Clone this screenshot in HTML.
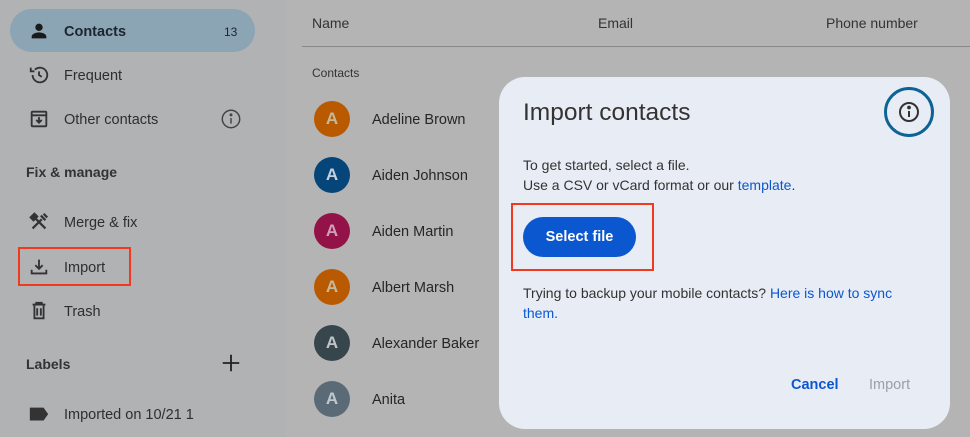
<!DOCTYPE html>
<html><head><meta charset="utf-8"><style>
*{box-sizing:border-box;margin:0;padding:0}
body{width:970px;height:437px;overflow:hidden;background:#b4b4b4;font-family:"Liberation Sans",Arial,sans-serif;position:relative;color:#1f1f1f}
.side{position:absolute;left:0;top:0;width:286px;height:437px;background:#b1b2b4}
.abs{position:absolute}
.nav{position:absolute;left:64px;font-size:14.5px;color:#2e2e2e}
.ic{position:absolute;left:28px}
.av{position:absolute;left:314px;width:36px;height:36px;border-radius:50%;color:#c8b89a;font-size:17px;font-weight:bold;text-align:center;line-height:36px}
.nm{position:absolute;left:372px;font-size:14.5px;color:#262626}
.dlg{position:absolute;left:499px;top:77px;width:451px;height:352px;background:#e8ecf4;border-radius:26px}
.link{color:#0b57d0}
</style></head><body>
<div class="side"></div>
<div class="abs" style="left:10px;top:9px;width:245px;height:43px;border-radius:22px;background:#8ba5b5"></div>
<svg class="ic" style="top:20px" width="22" height="22" viewBox="0 0 24 24"><circle cx="12" cy="8" r="4" fill="#1a1a1a"/><path d="M4 20v-2c0-3 5-4.5 8-4.5s8 1.5 8 4.5v2z" fill="#1a1a1a"/></svg>
<div class="nav" style="top:24px;font-weight:bold;color:#1b2530">Contacts</div>
<div class="abs" style="left:224px;top:25px;font-size:12px;color:#1b2530">13</div>
<svg class="ic" style="top:64px" width="22" height="22" viewBox="0 0 24 24" fill="none" stroke="#333" stroke-width="2"><path d="M5 12a8 8 0 1 0 2.5-5.8"/><path d="M3 4v4h4"/><path d="M12 8v4l3 2"/></svg>
<div class="nav" style="top:68px">Frequent</div>
<svg class="ic" style="top:108px" width="22" height="22" viewBox="0 0 24 24" fill="none" stroke="#333" stroke-width="2"><rect x="4" y="4" width="16" height="16" rx="1"/><path d="M4 8h16M12 10v6M9 13l3 3 3-3"/></svg>
<div class="nav" style="top:112px">Other contacts</div>
<svg class="abs" style="left:220px;top:108px" width="22" height="22" viewBox="0 0 24 24" fill="none" stroke="#444" stroke-width="1.6"><circle cx="12" cy="12" r="9.5"/><path d="M12 11v6"/><circle cx="12" cy="7.5" r="0.8" fill="#444"/></svg>
<div class="abs" style="left:26px;top:164px;font-size:14px;font-weight:bold;color:#333">Fix &amp; manage</div>
<svg class="ic" style="top:211px" width="22" height="22" viewBox="0 0 24 24" fill="none" stroke="#333" stroke-width="2.4"><path d="M5 19L15 9M19 19L8 8"/><path d="M3 7l4-4 3 3-4 4z" fill="#333"/><path d="M14 5l5 5M17 3l4 4" /></svg>
<div class="nav" style="top:215px">Merge &amp; fix</div>
<div class="abs" style="left:18px;top:247px;width:113px;height:39px;border:2px solid #f0391e"></div>
<svg class="ic" style="top:256px" width="22" height="22" viewBox="0 0 24 24" fill="none" stroke="#333" stroke-width="2"><path d="M12 4v10M8 10l4 4 4-4M4 15v4h16v-4"/></svg>
<div class="nav" style="top:260px">Import</div>
<svg class="ic" style="top:300px" width="22" height="22" viewBox="0 0 24 24" fill="none" stroke="#333" stroke-width="2"><path d="M5 5h14M9 5V3h6v2M7 5v15h10V5M10 9v8M14 9v8"/></svg>
<div class="nav" style="top:304px">Trash</div>
<div class="abs" style="left:26px;top:356px;font-size:14px;font-weight:bold;color:#333">Labels</div>
<svg class="abs" style="left:220px;top:352px" width="22" height="22" viewBox="0 0 24 24" stroke="#222" stroke-width="2"><path d="M12 3v18M3 12h18"/></svg>
<svg class="ic" style="top:404px" width="22" height="22" viewBox="0 0 24 24"><path d="M2 4h15l5 7-5 7H2z" fill="#333"/></svg>
<div class="nav" style="top:407px">Imported on 10/21 1</div>

<div class="abs" style="left:312px;top:15px;font-size:14px;color:#333">Name</div>
<div class="abs" style="left:598px;top:15px;font-size:14px;color:#333">Email</div>
<div class="abs" style="left:826px;top:15px;font-size:14px;color:#333">Phone number</div>
<div class="abs" style="left:302px;top:46px;width:668px;height:1px;background:#888"></div>
<div class="abs" style="left:312px;top:66px;font-size:12px;color:#333">Contacts</div>

<div class="av" style="top:101px;background:#b95a00">A</div><div class="nm" style="top:112px">Adeline Brown</div>
<div class="av" style="top:157px;background:#05457a;color:#c8d0dc">A</div><div class="nm" style="top:168px">Aiden Johnson</div>
<div class="av" style="top:213px;background:#931348;color:#d0a0b8">A</div><div class="nm" style="top:224px">Aiden Martin</div>
<div class="av" style="top:269px;background:#b95a00">A</div><div class="nm" style="top:280px">Albert Marsh</div>
<div class="av" style="top:325px;background:#37464d;color:#c0c4c8">A</div><div class="nm" style="top:336px">Alexander Baker</div>
<div class="av" style="top:381px;background:#5a6b77;color:#c0c8ce">A</div><div class="nm" style="top:392px">Anita</div>

<div class="dlg">
<div class="abs" style="left:24px;top:22px;font-size:24.5px;color:#333">Import contacts</div>
<div class="abs" style="left:385px;top:10px;width:50px;height:50px;border:3px solid #0d6394;border-radius:50%"></div>
<svg class="abs" style="left:398px;top:23px" width="24" height="24" viewBox="0 0 24 24" fill="none" stroke="#333" stroke-width="2"><circle cx="12" cy="12" r="9"/><path d="M12 11v6"/><circle cx="12" cy="7.5" r="0.9" fill="#333"/></svg>
<div class="abs" style="left:24px;top:78px;font-size:14px;line-height:20px;color:#333">To get started, select a file.<br>Use a CSV or vCard format or our <span class="link">template</span>.</div>
<div class="abs" style="left:12px;top:126px;width:143px;height:68px;border:2px solid #f0391e"></div>
<div class="abs" style="left:24px;top:140px;width:113px;height:40px;border-radius:20px;background:#0b57d0;color:#fff;font-size:14.5px;font-weight:bold;text-align:center;line-height:40px">Select file</div>
<div class="abs" style="left:24px;top:206px;font-size:14px;line-height:20px;color:#333;width:400px">Trying to backup your mobile contacts? <span class="link">Here is how to sync them.</span></div>
<div class="abs" style="left:292px;top:300px;font-size:14.5px;font-weight:bold;color:#0b57d0">Cancel</div>
<div class="abs" style="left:370px;top:300px;font-size:14.5px;color:#9aa0a6">Import</div>
</div>
</body></html>
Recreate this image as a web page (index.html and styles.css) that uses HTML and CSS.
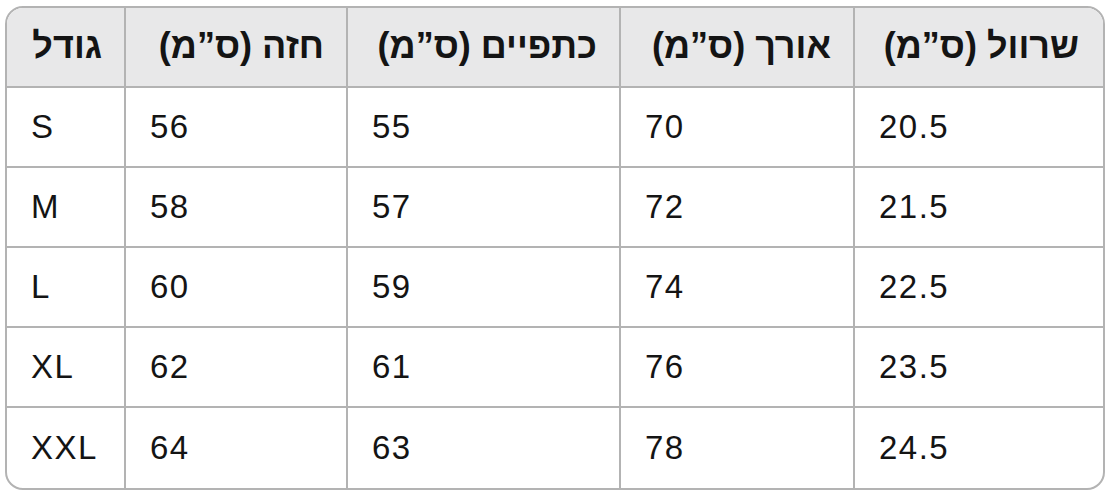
FILE: index.html
```html
<!DOCTYPE html>
<html lang="he">
<head>
<meta charset="utf-8">
<link rel="stylesheet" href="styles.css">
</head>
<body>
<table class="size-table">
  <colgroup>
    <col class="c1"><col class="c2"><col class="c3"><col class="c4"><col class="c5">
  </colgroup>
  <thead>
    <tr>
      <th>גודל</th>
      <th>חזה (ס”מ)</th>
      <th>כתפיים (ס”מ)</th>
      <th>אורך (ס”מ)</th>
      <th>שרוול (ס”מ)</th>
    </tr>
  </thead>
  <tbody>
    <tr><td>S</td><td>56</td><td>55</td><td>70</td><td>20.5</td></tr>
    <tr><td>M</td><td>58</td><td>57</td><td>72</td><td>21.5</td></tr>
    <tr><td>L</td><td>60</td><td>59</td><td>74</td><td>22.5</td></tr>
    <tr><td>XL</td><td>62</td><td>61</td><td>76</td><td>23.5</td></tr>
    <tr><td>XXL</td><td>64</td><td>63</td><td>78</td><td>24.5</td></tr>
  </tbody>
</table>
</body>
</html>
```

FILE: styles.css
```css
html, body {
  margin: 0;
  padding: 0;
  background: #ffffff;
}
body {
  padding: 6px 0 0 5px;
  font-family: "Liberation Sans", Arial, sans-serif;
  color: #141414;
}
.size-table {
  width: 1096px;
  table-layout: fixed;
  border-collapse: separate;
  border-spacing: 0;
  border: 2px solid #b3b3b3;
  border-radius: 18px;
  overflow: hidden;
}
.c1 { width: 119px; }
.c2 { width: 222px; }
.c3 { width: 273px; }
.c4 { width: 234px; }
.c5 { width: 248px; }
.size-table th,
.size-table td {
  height: 80px;
  padding: 0 24px;
  box-sizing: border-box;
  border-right: 2px solid #b3b3b3;
  border-bottom: 2px solid #b3b3b3;
  vertical-align: middle;
  white-space: nowrap;
}
.size-table th:last-child,
.size-table td:last-child {
  border-right: none;
}
.size-table tbody tr:last-child td {
  border-bottom: none;
}
.size-table th {
  background: #e8e8e9;
  font-weight: bold;
  font-size: 36px;
  direction: rtl;
  text-align: right;
  padding-right: 24px;
  padding-top: 0;
  padding-bottom: 3px;
}
.size-table td {
  font-size: 33px;
  text-align: left;
  padding-left: 24px;
  letter-spacing: 1.5px;
}
```
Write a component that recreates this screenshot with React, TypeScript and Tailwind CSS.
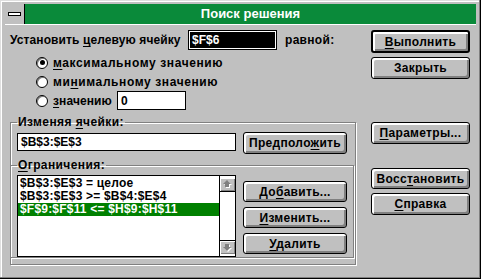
========================
Objective
Using the records given above, list every line that includes the word "this".

Result
Clone this screenshot in HTML.
Recreate this image as a web page (index.html and styles.css) that uses HTML and CSS.
Write a component that recreates this screenshot with React, TypeScript and Tailwind CSS.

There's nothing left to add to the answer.